Bill Clinton, another man holding the office of the "most powerful man on Earth", couldn't even keep a blowjob secret.
The Manhattan Project was arguably the most guarded secret in history. The Soviets infiltrated it from the get-go.
The best way for a layman to disabuse himself of the belief in the powers of secret organizations is reading about them. There are many books about the screw-ups of the CIA. It's not that the CIA is full of morons, on the contrary, but because their job is to pull off secret operations, which although thousand times smaller than the fictional ones, are still extremely difficult.
I heard about a survey, according to which the most conspiracy theories involve the military and the government. According to another survey, the people least likely to believe them are in the military or the government. It rings true. Those people know exactly how often events go according to plan. Not very.
On the planning process, take one of the least crazy examples I ungraciously quoted above without asking consent. How would the respective government agencies and central banks all over the world agree on the details of deceiving the public on the level of inflation?
- Guten Tag, Hans, here is Claude from the French Central Bureau of Statistics. What do you guys officially say the inflation is in Germany?
- Bonjour, Claude. 12.8%
- Ok, then we will go with 13.4%
- No, Claude, I just talked to Stephen from the UK, they accidentally came up with the same number. Choose another, just to avoid being suspicious. What about 13.1%?

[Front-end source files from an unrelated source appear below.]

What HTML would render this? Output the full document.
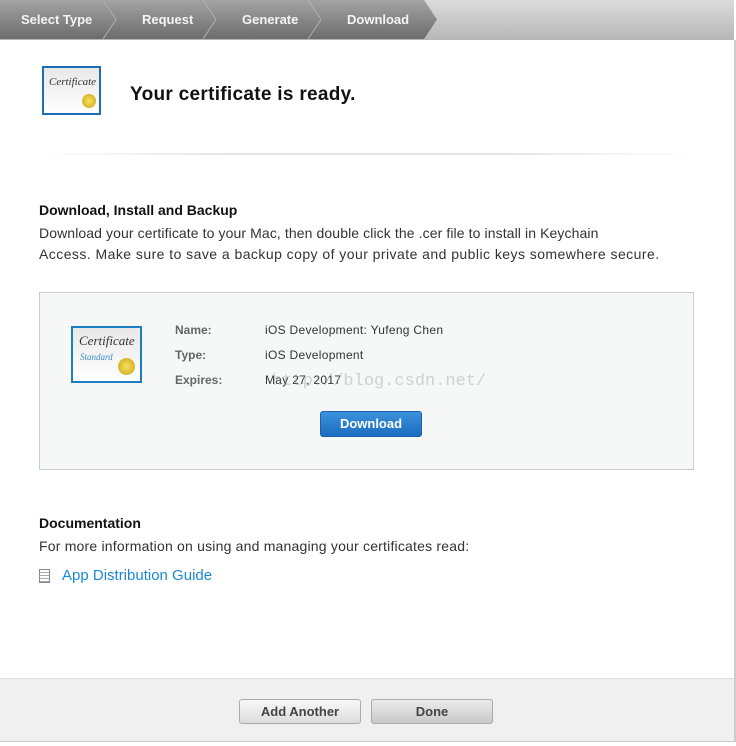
<!DOCTYPE html>
<html><head><style>
*{margin:0;padding:0;box-sizing:border-box}
body{width:736px;height:746px;background:#fff;font-family:"Liberation Sans",sans-serif;position:relative;overflow:hidden;color:#333}
.bar{position:absolute;left:0;top:0;width:734px;height:40px;background:linear-gradient(#dcdcdc,#b6b6b6)}
.steps{position:absolute;left:0;top:0;height:39px;width:437px}
.step{position:absolute;top:0;height:39px;color:#f4f4f4;font-weight:bold;font-size:13px;line-height:39px}
.cert{position:absolute;border:2px solid #1a6fb5;background:linear-gradient(#e8e8e8,#fff)}
.t{position:absolute;white-space:nowrap}
.btn{position:absolute;height:25px;border:1px solid #aaa;border-radius:3px;background:linear-gradient(#f8f8f8,#dcdcdc);font-weight:bold;font-size:13px;color:#444;text-align:center;line-height:23px}
</style></head><body>
<div class="bar"></div>
<svg class="steps" width="437" height="39" style="position:absolute;left:0;top:0">
<defs><linearGradient id="g" x1="0" y1="0" x2="0" y2="1"><stop offset="0" stop-color="#a3a3a3"/><stop offset="1" stop-color="#6c6c6c"/></linearGradient></defs>
<polygon points="0,0 424,0 437,19.5 424,39 0,39" fill="url(#g)"/>
<polyline points="103,0 116,19.5 103,39" fill="none" stroke="#b0b0b0"/>
<polyline points="203,0 216,19.5 203,39" fill="none" stroke="#b0b0b0"/>
<polyline points="308,0 321,19.5 308,39" fill="none" stroke="#b0b0b0"/>
</svg>
<div class="step" style="left:21px">Select Type</div>
<div class="step" style="left:142px">Request</div>
<div class="step" style="left:242px">Generate</div>
<div class="step" style="left:347px">Download</div>
<div style="position:absolute;left:734px;top:40px;width:2px;height:702px;background:#ccc"></div>

<div class="cert" style="left:42px;top:66px;width:59px;height:49px"><span style="font-family:'Liberation Serif';font-style:italic;font-size:11px;position:absolute;left:5px;top:8px;color:#333">Certificate</span><span style="position:absolute;left:38px;top:26px;width:14px;height:14px;border-radius:50%;background:radial-gradient(#f6e25a,#c9a21a)"></span></div>
<div class="t" style="left:130px;top:84px;font-size:19px;font-weight:bold;color:#111;letter-spacing:0.3px">Your certificate is ready.</div>
<div style="position:absolute;left:38px;top:153px;width:660px;height:2px;background:linear-gradient(90deg,#fff,#e4e4e4 30%,#e4e4e4 70%,#fff)"></div>

<div class="t" style="left:39px;top:202px;font-size:14px;font-weight:bold;color:#111">Download, Install and Backup</div>
<div class="t" style="left:39px;top:223px;font-size:14px;line-height:21px;color:#333;letter-spacing:0.1px">Download your certificate to your Mac, then double click the .cer file to install in Keychain<br><span style="letter-spacing:0.45px">Access. Make sure to save a backup copy of your private and public keys somewhere secure.</span></div>

<div style="position:absolute;left:39px;top:292px;width:655px;height:178px;background:#f6f7f7;border:1px solid #ccc"></div>
<div class="cert" style="left:71px;top:326px;width:71px;height:57px;border-color:#1a7fc2"><span style="font-family:'Liberation Serif';font-style:italic;font-size:13px;position:absolute;left:6px;top:5px;color:#333">Certificate</span><span style="font-family:'Liberation Serif';font-style:italic;font-size:9px;position:absolute;left:7px;top:24px;color:#3a8ed0">Standard</span><span style="position:absolute;left:45px;top:30px;width:17px;height:17px;border-radius:50%;background:radial-gradient(#f6e25a,#c9a21a)"></span></div>
<div class="t" style="left:175px;top:318px;font-size:12px;font-weight:bold;color:#666;line-height:25px">Name:<br>Type:<br>Expires:</div>
<div class="t" style="left:265px;top:318px;font-size:12px;color:#333;line-height:25px;letter-spacing:0.3px">iOS Development: Yufeng Chen<br>iOS Development<br>May 27, 2017</div>
<div class="t" style="left:272px;top:372px;font-family:'Liberation Mono';font-size:17px;color:rgba(150,150,150,.4)">http://blog.csdn.net/</div>
<div style="position:absolute;left:320px;top:411px;width:102px;height:26px;border-radius:3px;background:linear-gradient(#3b92dd,#1c6cbf);border:1px solid #1a62ad;color:#fff;font-weight:bold;font-size:13px;text-align:center;line-height:24px">Download</div>

<div class="t" style="left:39px;top:515px;font-size:14px;font-weight:bold;color:#111">Documentation</div>
<div class="t" style="left:39px;top:538px;font-size:14px;color:#333;letter-spacing:0.2px">For more information on using and managing your certificates read:</div>
<div style="position:absolute;left:39px;top:569px;width:11px;height:14px;border:1px solid #888;background:repeating-linear-gradient(#fff 0 2px,#aaa 2px 3px)"></div>
<div class="t" style="left:62px;top:567px;font-size:15px;color:#1a8ad4">App Distribution Guide</div>

<div style="position:absolute;left:0;top:678px;width:734px;height:64px;background:#f0f0f0;border-top:1px solid #ddd;border-bottom:1px solid #ccc"></div>
<div class="btn" style="left:239px;top:699px;width:122px">Add Another</div>
<div class="btn" style="left:371px;top:699px;width:122px;background:linear-gradient(#ebebeb,#c9c9c9)">Done</div>
</body></html>
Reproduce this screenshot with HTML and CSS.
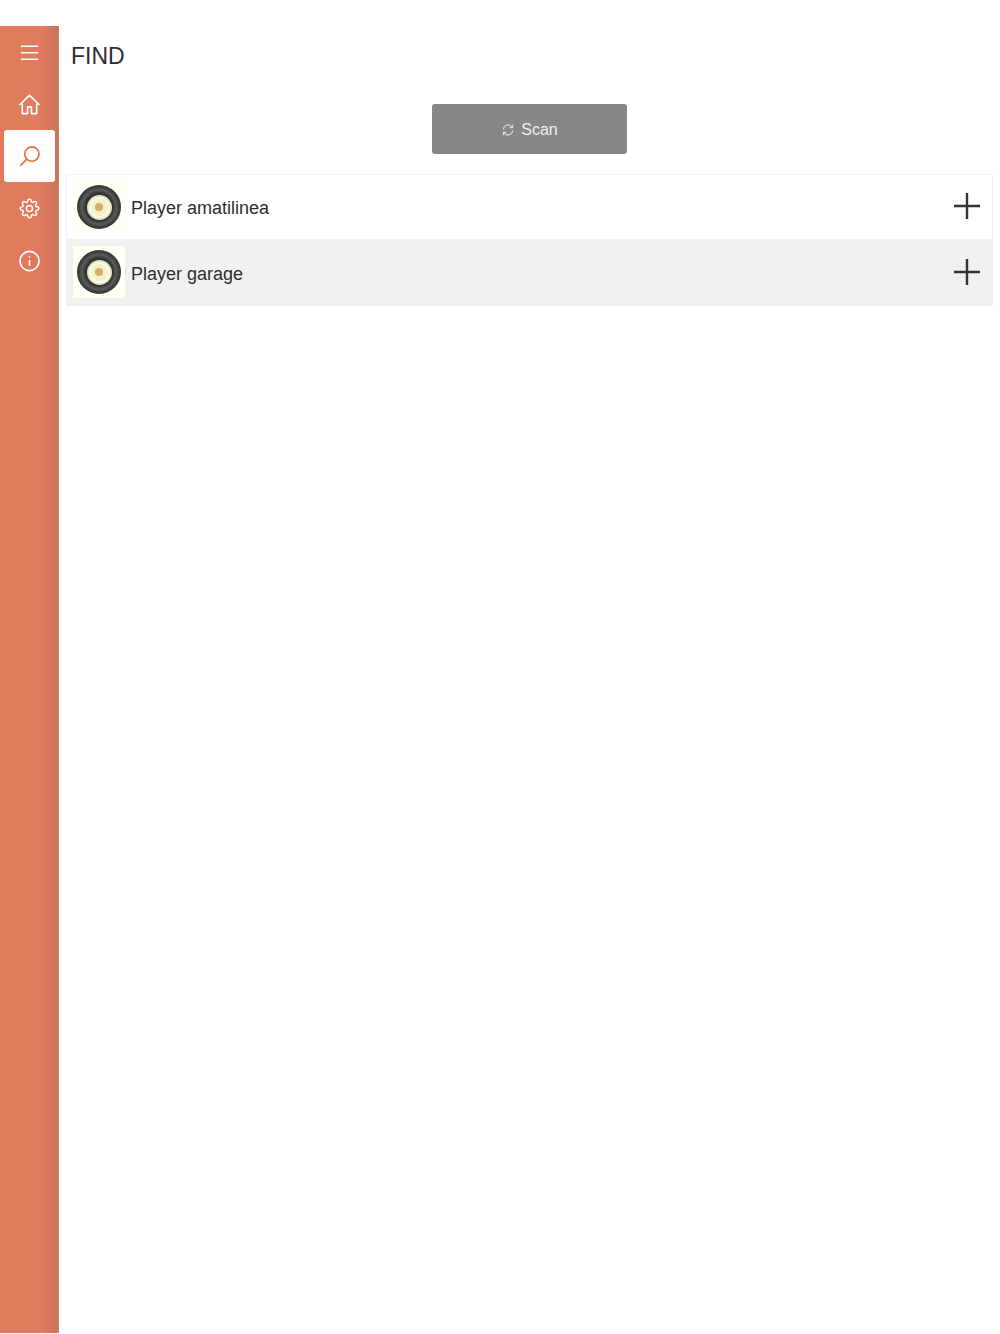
FILE: index.html
```html
<!doctype html>
<html lang="en">
<head>
	<meta charset="UTF-8">
	<title>Find</title>
	<link rel="stylesheet" href="styles.css">
</head>
<body>
	<div class="app">
		<ul class="sidebar">
			<li>
				<svg class="icon" viewBox="0 0 24 24"><path d="M3 5.500h18M3 12.200h18M3 19h18"/></svg>
			</li>
			<li>
				<svg class="icon" viewBox="0 0 24 24"><path d="M1.500 12.500L12 2.500l10.500 10M4.500 11v10.500h5.500v-7h4v7h5.500V11"/></svg>
			</li>
			<li class="sidebar_active">
				<svg class="icon" viewBox="0 0 24 24"><circle cx="14.500" cy="9.500" r="7.500"/><path d="M9 15L2.500 21.500"/></svg>
			</li>
			<li>
				<svg class="icon" viewBox="-1.500 -1.500 27 27"><circle cx="12" cy="12" r="3.600"/><path d="M19.400 15a1.650 1.650 0 0 0 .33 1.820l.06.06a2 2 0 0 1 0 2.830 2 2 0 0 1-2.830 0l-.06-.06a1.650 1.650 0 0 0-1.820-.33 1.650 1.650 0 0 0-1 1.510V21a2 2 0 0 1-2 2 2 2 0 0 1-2-2v-.09A1.650 1.650 0 0 0 9 19.400a1.650 1.650 0 0 0-1.820.33l-.06.06a2 2 0 0 1-2.830 0 2 2 0 0 1 0-2.830l.06-.06a1.650 1.650 0 0 0 .33-1.820 1.650 1.650 0 0 0-1.510-1H3a2 2 0 0 1-2-2 2 2 0 0 1 2-2h.09A1.650 1.650 0 0 0 4.600 9a1.650 1.650 0 0 0-.33-1.820l-.06-.06a2 2 0 0 1 0-2.830 2 2 0 0 1 2.830 0l.06.06a1.650 1.650 0 0 0 1.820.33H9a1.650 1.650 0 0 0 1-1.510V3a2 2 0 0 1 2-2 2 2 0 0 1 2 2v.09a1.650 1.650 0 0 0 1 1.510 1.650 1.650 0 0 0 1.820-.33l.06-.06a2 2 0 0 1 2.830 0 2 2 0 0 1 0 2.830l-.06.06a1.650 1.650 0 0 0-.33 1.820V9a1.650 1.650 0 0 0 1.510 1H21a2 2 0 0 1 2 2 2 2 0 0 1-2 2h-.09a1.650 1.650 0 0 0-1.510 1z"/></svg>
			</li>
			<li>
				<svg class="icon" viewBox="0 0 24 24"><circle cx="12" cy="12.500" r="10"/><path d="M12 11.500v6M12 7.500v1.500"/></svg>
			</li>
		</ul>
		<div class="content">
			<h1 class="title">FIND</h1>
			<div class="scan_wrap">
				<button class="scan">
					<svg class="scan_icon" viewBox="0 0 24 24"><path d="M4 11a8 8 0 0 1 14-5l2 2M20 13a8 8 0 0 1-14 5l-2-2M20 3v5h-5M4 21v-5h5"/></svg>
					Scan
				</button>
			</div>
			<ul class="players">
				<li>
					<div class="thumb"><div class="disc"><div class="disc_label"><div class="disc_hole"></div></div></div></div>
					<span class="name">Player amatilinea</span>
					<svg class="add" viewBox="0 0 26 26"><path d="M13 0v26M0 13h26"/></svg>
				</li>
				<li class="players_alt">
					<div class="thumb"><div class="disc"><div class="disc_label"><div class="disc_hole"></div></div></div></div>
					<span class="name">Player garage</span>
					<svg class="add" viewBox="0 0 26 26"><path d="M13 0v26M0 13h26"/></svg>
				</li>
			</ul>
		</div>
	</div>
</body>
</html>
```

FILE: styles.css
```css
body, div, ul, li, h1{
	margin: 0;
	padding: 0;
}
body{
	background-color: #fff;
	font-family: 'Liberation Sans', Arial, sans-serif;
	color: #2e2e2e;
}
ul{
	list-style: none;
}
.app{
	display: flex;
	height: 1333px;
	padding-top: 26px;
	box-sizing: border-box;
}
.sidebar{
	flex: none;
	width: 59px;
	background: linear-gradient(to right, #e07b5d 0, #e07b5d 42px, #c97459 58px, #e08a70 59px);
}
.sidebar > li{
	display: flex;
	align-items: center;
	justify-content: center;
	height: 52px;
	margin: 0 4px;
	color: #fff;
}
.sidebar > li.sidebar_active{
	background-color: #fff;
	border-radius: 3px;
	color: #f2693d;
}
.icon{
	width: 23px;
	height: 23px;
	fill: none;
	stroke: currentColor;
	stroke-width: 1.700;
	stroke-linejoin: round;
}
.content{
	flex: 1;
	padding: 0 7px;
}
.title{
	height: 60px;
	padding-left: 5px;
	font-size: 23px;
	font-weight: normal;
	line-height: 60px;
}
.scan_wrap{
	display: flex;
	justify-content: center;
	padding: 18px 0 20px;
}
.scan{
	display: flex;
	align-items: center;
	justify-content: center;
	gap: 6px;
	width: 195px;
	height: 50px;
	padding: 1px 0 0;
	border: 0;
	border-radius: 3px;
	background-color: #878787;
	color: #f0f0f0;
	font-family: inherit;
	font-size: 16px;
}
.scan_icon{
	width: 14px;
	height: 14px;
	fill: none;
	stroke: currentColor;
	stroke-width: 1.700;
}
.players > li{
	display: flex;
	align-items: center;
	height: 66px;
	padding: 0 12px 0 6px;
	box-sizing: border-box;
	border: 1px solid #f1f1f1;
}
.players > li.players_alt{
	padding-bottom: 2px;
	background-color: #f1f1f1;
}
.thumb{
	display: flex;
	flex: none;
	align-items: center;
	justify-content: center;
	width: 52px;
	height: 52px;
	background-color: #fffff4;
}
.disc{
	display: flex;
	align-items: center;
	justify-content: center;
	width: 44px;
	height: 44px;
	border-radius: 50%;
	background: radial-gradient(circle closest-side, #333 0, #333 62%, #5a5a5a 78%, #3c3c3c 92%, #363636 100%);
}
.disc_label{
	display: flex;
	align-items: center;
	justify-content: center;
	width: 25px;
	height: 25px;
	border-radius: 50%;
	background: radial-gradient(circle closest-side, #f4f1cc 0, #f4f1cc 66%, #fbfaec 72%, #fbfaec 80%, #e6e3bc 90%);
}
.disc_hole{
	width: 8px;
	height: 8px;
	border-radius: 50%;
	background-color: #d6ae72;
}
.name{
	flex: 1;
	margin-top: 2px;
	margin-left: 6px;
	font-size: 18px;
}
.players_alt .name{
	margin-top: 4px;
}
.add{
	flex: none;
	width: 26px;
	height: 26px;
	margin-bottom: 2px;
	fill: none;
	stroke: #333;
	stroke-width: 2.400;
}
.players_alt .add{
	margin-bottom: 1px;
}
```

- Not good, Jerome from the FED already called dibs on 13.1%.
- Scheisse..
- Tres bien. We will go with 14%. Or rather 14.2%. No one believes round numbers.
- Sounds good. But give a call to Giuliano in Rome, just to be sure
- Will do. Au revoir Hans
- Until next time
Imagine similarly absurd conversations between Big Pharma executives and government leaders when they try to undermine their citizens' health, or between heads of rivaling newspapers when they are aligning their stories on world politics, economics, or technology.
How is, for example, an election decided? Once my former language teacher looked at me with something of a mix of incredulity and benevolent condescension and asked: who do you think put these people - Trump, Putin - where they are? Her suggestion was the "powers that be". Even more sophisticated people tend to reduce complicated events to single causes. Like "in politics, everything is decided by money" (to which point Michal Bloomberg provided a spectacular rebuttal by showing what you can achieve in politics with all the money in the world ($100 billion). You can get the 7% of the votes during the presidential primaries).
In reality, an election result, the decision between two candidates is a result of myriads of factors and actors. The politicians' adverts, tweets, messages on any forums on both sides. Media celebrities. Journalists. Authors of popular books. Zeitgeist. The level of unemployment. The level of inflation. Foreign influence. Surprise events (a scandal, a terrorist attack, the FBI director's public statement about reopening an investigation). Carefully refined borders of electoral constituencies (see gerrymandering). It's an infinite list.
People's instincts might be Newtonian to some extent, but not Newtonian enough to grasp the principle of superposition of forces. They tend to think the world is unfair because malevolent people are in control. The reality is simpler and scarier. No one is in control.